Eklund acknowledged that media attention is a “double-edged sword” but called it immensely significant to his own business.
Tal and Oren enjoying a camel ride in Doha, Qatar (Instagram)
“You have to be tactful,” he said, “but it’s important to stick out and build a name for yourself and be recognizable. If you’re likable and people have fun with you and become friends with you, that’s how you win clients over. Both Oren and Tal have exactly that. You want to go to dinner with them, but you always want them to be your broker.”
“I think the differences between us are what complements the partnership,” said Modlin. “One way is not right or wrong. They have a formula for success; I have a formula for success.”
The Alexanders’ hunger for publicity sometimes backfires, however.
In 2014, news of a reportedly nine-figure deal for the Wildenstein family’s Upper East Side townhouse was leaked to the New York Post. The wealthy Middle Eastern nation of Qatar was said to be in contract for the property, and the deal, being brokered by the Alexanders, generated scores of press hits. The brothers took a celebratory jaunt to Qatar’s capital, Doha, where they were photographed riding camels.
However, that August, the deal fell apart, with sources speculating that Qatar was stung by backlash from the publicity.
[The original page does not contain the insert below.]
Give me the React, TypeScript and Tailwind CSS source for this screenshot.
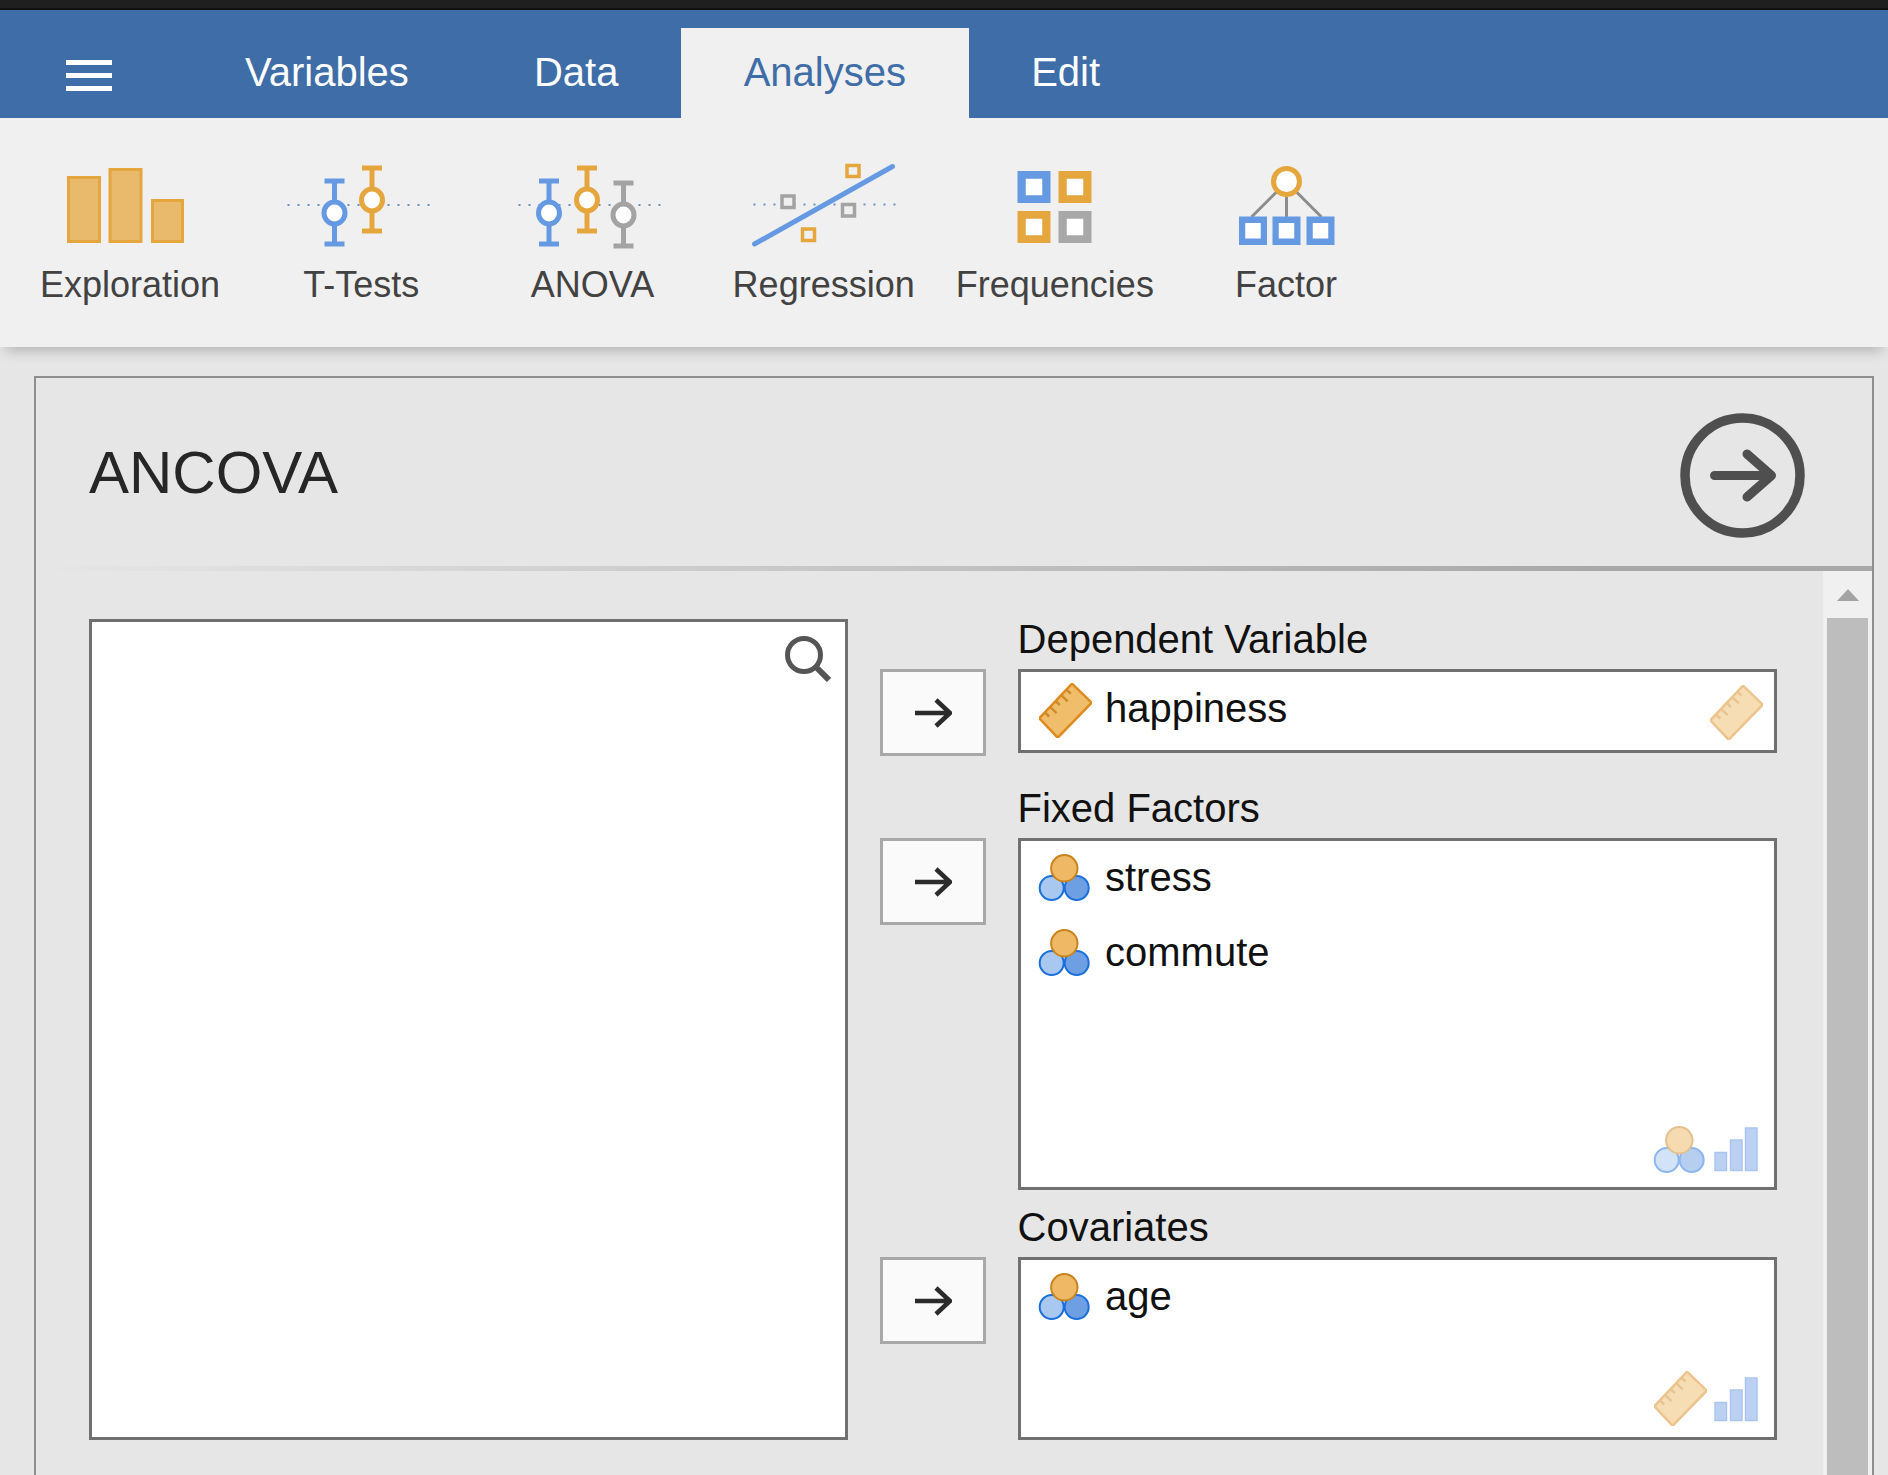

It was also revealed that the price in the defunct deal, contrary to the way the Alexanders had represented it in the media, wasn’t nine figures, or $100 million and up, but $90 million.
After the Qatari deal fell through, Chinese conglomerate HNA Group bought the townhouse in $79.5 million in 2017. The following year, Len Blavatnik, the billionaire investor behind Faena House, bought it from HNA for $90 million. On Instagram, Tal claimed that perseverance helped them complete the Wildenstein deal “with another one of our clients.” But sources close to the sale insist the Alexanders were not part of it.
“These guys need to learn to keep their mouths shut,” one source said.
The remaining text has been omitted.